● Description of the task
Output the data exactly, with every line intact.

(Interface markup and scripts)
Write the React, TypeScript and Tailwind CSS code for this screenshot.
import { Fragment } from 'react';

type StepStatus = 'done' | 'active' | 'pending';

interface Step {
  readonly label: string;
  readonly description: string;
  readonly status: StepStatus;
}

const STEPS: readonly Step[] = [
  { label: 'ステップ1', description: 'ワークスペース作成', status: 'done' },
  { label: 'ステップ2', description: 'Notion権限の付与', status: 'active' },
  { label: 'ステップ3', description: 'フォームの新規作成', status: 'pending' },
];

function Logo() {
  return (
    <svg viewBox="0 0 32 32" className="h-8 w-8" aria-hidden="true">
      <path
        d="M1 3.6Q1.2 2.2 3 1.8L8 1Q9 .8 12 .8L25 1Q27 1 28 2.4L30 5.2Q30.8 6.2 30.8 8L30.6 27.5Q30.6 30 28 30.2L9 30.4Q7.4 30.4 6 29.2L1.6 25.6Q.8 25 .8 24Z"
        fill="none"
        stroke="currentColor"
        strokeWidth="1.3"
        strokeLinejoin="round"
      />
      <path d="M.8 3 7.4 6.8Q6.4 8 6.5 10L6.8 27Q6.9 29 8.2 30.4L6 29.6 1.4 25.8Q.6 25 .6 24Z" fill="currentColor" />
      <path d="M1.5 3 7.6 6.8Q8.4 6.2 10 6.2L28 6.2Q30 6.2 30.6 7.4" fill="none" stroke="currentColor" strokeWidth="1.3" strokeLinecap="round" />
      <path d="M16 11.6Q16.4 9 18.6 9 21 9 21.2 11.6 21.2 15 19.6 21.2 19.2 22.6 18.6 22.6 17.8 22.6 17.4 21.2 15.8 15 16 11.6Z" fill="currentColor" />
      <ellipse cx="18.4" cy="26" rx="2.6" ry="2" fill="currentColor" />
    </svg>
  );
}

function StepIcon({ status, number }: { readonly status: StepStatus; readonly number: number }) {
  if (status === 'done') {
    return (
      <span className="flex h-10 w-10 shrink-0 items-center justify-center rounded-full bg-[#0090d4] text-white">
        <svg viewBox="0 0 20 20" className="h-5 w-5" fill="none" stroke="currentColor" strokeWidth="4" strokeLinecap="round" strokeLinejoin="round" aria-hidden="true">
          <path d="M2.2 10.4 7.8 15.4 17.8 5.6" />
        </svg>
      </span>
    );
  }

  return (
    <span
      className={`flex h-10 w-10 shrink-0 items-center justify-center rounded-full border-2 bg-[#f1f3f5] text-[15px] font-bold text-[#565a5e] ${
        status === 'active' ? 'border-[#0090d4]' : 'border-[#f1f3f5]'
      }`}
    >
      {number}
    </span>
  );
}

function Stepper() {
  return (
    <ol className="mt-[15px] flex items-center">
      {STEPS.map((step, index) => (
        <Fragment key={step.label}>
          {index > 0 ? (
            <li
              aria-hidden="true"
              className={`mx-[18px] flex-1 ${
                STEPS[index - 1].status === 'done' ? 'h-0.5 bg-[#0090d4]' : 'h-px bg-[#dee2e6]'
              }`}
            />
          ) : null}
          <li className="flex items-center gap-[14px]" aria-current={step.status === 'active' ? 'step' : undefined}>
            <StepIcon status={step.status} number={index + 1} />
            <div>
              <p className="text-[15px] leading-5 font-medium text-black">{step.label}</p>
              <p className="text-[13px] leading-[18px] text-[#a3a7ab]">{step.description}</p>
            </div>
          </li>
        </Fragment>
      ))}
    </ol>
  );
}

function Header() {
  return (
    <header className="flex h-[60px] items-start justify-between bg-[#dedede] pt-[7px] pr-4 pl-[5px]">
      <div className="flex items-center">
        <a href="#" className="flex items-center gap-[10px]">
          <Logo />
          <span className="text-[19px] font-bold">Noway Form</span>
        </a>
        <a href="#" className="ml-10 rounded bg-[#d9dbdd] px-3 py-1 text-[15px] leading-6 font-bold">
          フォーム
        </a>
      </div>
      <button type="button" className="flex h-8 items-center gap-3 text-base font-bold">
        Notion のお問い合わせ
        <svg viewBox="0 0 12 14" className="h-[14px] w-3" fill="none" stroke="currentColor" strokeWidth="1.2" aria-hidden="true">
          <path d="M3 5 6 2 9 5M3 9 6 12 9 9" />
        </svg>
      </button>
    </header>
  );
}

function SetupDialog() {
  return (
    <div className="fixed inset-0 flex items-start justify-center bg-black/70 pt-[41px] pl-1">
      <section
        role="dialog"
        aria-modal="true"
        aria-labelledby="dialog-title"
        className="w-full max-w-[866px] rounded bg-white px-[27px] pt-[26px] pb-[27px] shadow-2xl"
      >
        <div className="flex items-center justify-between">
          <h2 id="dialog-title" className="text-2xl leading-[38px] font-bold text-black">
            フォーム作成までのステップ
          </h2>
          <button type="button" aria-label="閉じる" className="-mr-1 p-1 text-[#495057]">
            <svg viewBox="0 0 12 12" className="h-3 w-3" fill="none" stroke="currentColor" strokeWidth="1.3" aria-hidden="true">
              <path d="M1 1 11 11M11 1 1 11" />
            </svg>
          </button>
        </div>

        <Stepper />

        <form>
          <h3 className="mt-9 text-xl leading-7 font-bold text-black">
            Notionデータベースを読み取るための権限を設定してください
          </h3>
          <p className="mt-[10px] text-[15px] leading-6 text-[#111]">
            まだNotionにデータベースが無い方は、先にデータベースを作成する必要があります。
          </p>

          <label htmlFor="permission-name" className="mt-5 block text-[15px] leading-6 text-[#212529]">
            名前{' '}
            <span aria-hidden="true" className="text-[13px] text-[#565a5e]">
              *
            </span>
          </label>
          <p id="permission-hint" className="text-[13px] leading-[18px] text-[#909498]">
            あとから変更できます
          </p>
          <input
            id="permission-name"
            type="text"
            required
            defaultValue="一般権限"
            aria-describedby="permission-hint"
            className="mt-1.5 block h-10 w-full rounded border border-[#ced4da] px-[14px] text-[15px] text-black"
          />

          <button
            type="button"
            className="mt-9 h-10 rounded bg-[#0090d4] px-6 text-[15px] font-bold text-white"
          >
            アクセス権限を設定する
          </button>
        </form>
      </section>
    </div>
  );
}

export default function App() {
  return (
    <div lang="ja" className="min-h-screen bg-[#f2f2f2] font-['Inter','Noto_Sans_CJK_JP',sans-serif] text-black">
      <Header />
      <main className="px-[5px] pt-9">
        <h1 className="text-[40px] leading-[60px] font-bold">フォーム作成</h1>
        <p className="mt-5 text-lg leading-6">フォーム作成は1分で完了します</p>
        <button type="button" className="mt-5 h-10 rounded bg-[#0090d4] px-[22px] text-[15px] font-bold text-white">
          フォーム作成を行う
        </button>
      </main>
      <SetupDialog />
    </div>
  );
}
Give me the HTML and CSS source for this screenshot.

● Solution to the problem
Write the React, TypeScript and Tailwind CSS code for this screenshot.
import { Fragment } from 'react';

type StepStatus = 'done' | 'active' | 'pending';

interface Step {
  readonly label: string;
  readonly description: string;
  readonly status: StepStatus;
}

const STEPS: readonly Step[] = [
  { label: 'ステップ1', description: 'ワークスペース作成', status: 'done' },
  { label: 'ステップ2', description: 'Notion権限の付与', status: 'active' },
  { label: 'ステップ3', description: 'フォームの新規作成', status: 'pending' },
];

function Logo() {
  return (
    <svg viewBox="0 0 32 32" className="h-8 w-8" aria-hidden="true">
      <path
        d="M1 3.6Q1.2 2.2 3 1.8L8 1Q9 .8 12 .8L25 1Q27 1 28 2.4L30 5.2Q30.8 6.2 30.8 8L30.6 27.5Q30.6 30 28 30.2L9 30.4Q7.4 30.4 6 29.2L1.6 25.6Q.8 25 .8 24Z"
        fill="none"
        stroke="currentColor"
        strokeWidth="1.3"
        strokeLinejoin="round"
      />
      <path d="M.8 3 7.4 6.8Q6.4 8 6.5 10L6.8 27Q6.9 29 8.2 30.4L6 29.6 1.4 25.8Q.6 25 .6 24Z" fill="currentColor" />
      <path d="M1.5 3 7.6 6.8Q8.4 6.2 10 6.2L28 6.2Q30 6.2 30.6 7.4" fill="none" stroke="currentColor" strokeWidth="1.3" strokeLinecap="round" />
      <path d="M16 11.6Q16.4 9 18.6 9 21 9 21.2 11.6 21.2 15 19.6 21.2 19.2 22.6 18.6 22.6 17.8 22.6 17.4 21.2 15.8 15 16 11.6Z" fill="currentColor" />
      <ellipse cx="18.4" cy="26" rx="2.6" ry="2" fill="currentColor" />
    </svg>
  );
}

function StepIcon({ status, number }: { readonly status: StepStatus; readonly number: number }) {
  if (status === 'done') {
    return (
      <span className="flex h-10 w-10 shrink-0 items-center justify-center rounded-full bg-[#0090d4] text-white">
        <svg viewBox="0 0 20 20" className="h-5 w-5" fill="none" stroke="currentColor" strokeWidth="4" strokeLinecap="round" strokeLinejoin="round" aria-hidden="true">
          <path d="M2.2 10.4 7.8 15.4 17.8 5.6" />
        </svg>
      </span>
    );
  }

  return (
    <span
      className={`flex h-10 w-10 shrink-0 items-center justify-center rounded-full border-2 bg-[#f1f3f5] text-[15px] font-bold text-[#565a5e] ${
        status === 'active' ? 'border-[#0090d4]' : 'border-[#f1f3f5]'
      }`}
    >
      {number}
    </span>
  );
}

function Stepper() {
  return (
    <ol className="mt-[15px] flex items-center">
      {STEPS.map((step, index) => (
        <Fragment key={step.label}>
          {index > 0 ? (
            <li
              aria-hidden="true"
              className={`mx-[18px] flex-1 ${
                STEPS[index - 1].status === 'done' ? 'h-0.5 bg-[#0090d4]' : 'h-px bg-[#dee2e6]'
              }`}
            />
          ) : null}
          <li className="flex items-center gap-[14px]" aria-current={step.status === 'active' ? 'step' : undefined}>
            <StepIcon status={step.status} number={index + 1} />
            <div>
              <p className="text-[15px] leading-5 font-medium text-black">{step.label}</p>
              <p className="text-[13px] leading-[18px] text-[#a3a7ab]">{step.description}</p>
            </div>
          </li>
        </Fragment>
      ))}
    </ol>
  );
}

function Header() {
  return (
    <header className="flex h-[60px] items-start justify-between bg-[#dedede] pt-[7px] pr-4 pl-[5px]">
      <div className="flex items-center">
        <a href="#" className="flex items-center gap-[10px]">
          <Logo />
          <span className="text-[19px] font-bold">Noway Form</span>
        </a>
        <a href="#" className="ml-10 rounded bg-[#d9dbdd] px-3 py-1 text-[15px] leading-6 font-bold">
          フォーム
        </a>
      </div>
      <button type="button" className="flex h-8 items-center gap-3 text-base font-bold">
        Notion のお問い合わせ
        <svg viewBox="0 0 12 14" className="h-[14px] w-3" fill="none" stroke="currentColor" strokeWidth="1.2" aria-hidden="true">
          <path d="M3 5 6 2 9 5M3 9 6 12 9 9" />
        </svg>
      </button>
    </header>
  );
}

function SetupDialog() {
  return (
    <div className="fixed inset-0 flex items-start justify-center bg-black/70 pt-[41px] pl-1">
      <section
        role="dialog"
        aria-modal="true"
        aria-labelledby="dialog-title"
        className="w-full max-w-[866px] rounded bg-white px-[27px] pt-[26px] pb-[27px] shadow-2xl"
      >
        <div className="flex items-center justify-between">
          <h2 id="dialog-title" className="text-2xl leading-[38px] font-bold text-black">
            フォーム作成までのステップ
          </h2>
          <button type="button" aria-label="閉じる" className="-mr-1 p-1 text-[#495057]">
            <svg viewBox="0 0 12 12" className="h-3 w-3" fill="none" stroke="currentColor" strokeWidth="1.3" aria-hidden="true">
              <path d="M1 1 11 11M11 1 1 11" />
            </svg>
          </button>
        </div>

        <Stepper />

        <form>
          <h3 className="mt-9 text-xl leading-7 font-bold text-black">
            Notionデータベースを読み取るための権限を設定してください
          </h3>
          <p className="mt-[10px] text-[15px] leading-6 text-[#111]">
            まだNotionにデータベースが無い方は、先にデータベースを作成する必要があります。
          </p>

          <label htmlFor="permission-name" className="mt-5 block text-[15px] leading-6 text-[#212529]">
            名前{' '}
            <span aria-hidden="true" className="text-[13px] text-[#565a5e]">
              *
            </span>
          </label>
          <p id="permission-hint" className="text-[13px] leading-[18px] text-[#909498]">
            あとから変更できます
          </p>
          <input
            id="permission-name"
            type="text"
            required
            defaultValue="一般権限"
            aria-describedby="permission-hint"
            className="mt-1.5 block h-10 w-full rounded border border-[#ced4da] px-[14px] text-[15px] text-black"
          />

          <button
            type="button"
            className="mt-9 h-10 rounded bg-[#0090d4] px-6 text-[15px] font-bold text-white"
          >
            アクセス権限を設定する
          </button>
        </form>
      </section>
    </div>
  );
}

export default function App() {
  return (
    <div lang="ja" className="min-h-screen bg-[#f2f2f2] font-['Inter','Noto_Sans_CJK_JP',sans-serif] text-black">
      <Header />
      <main className="px-[5px] pt-9">
        <h1 className="text-[40px] leading-[60px] font-bold">フォーム作成</h1>
        <p className="mt-5 text-lg leading-6">フォーム作成は1分で完了します</p>
        <button type="button" className="mt-5 h-10 rounded bg-[#0090d4] px-[22px] text-[15px] font-bold text-white">
          フォーム作成を行う
        </button>
      </main>
      <SetupDialog />
    </div>
  );
}
Give me the HTML and CSS source for this screenshot.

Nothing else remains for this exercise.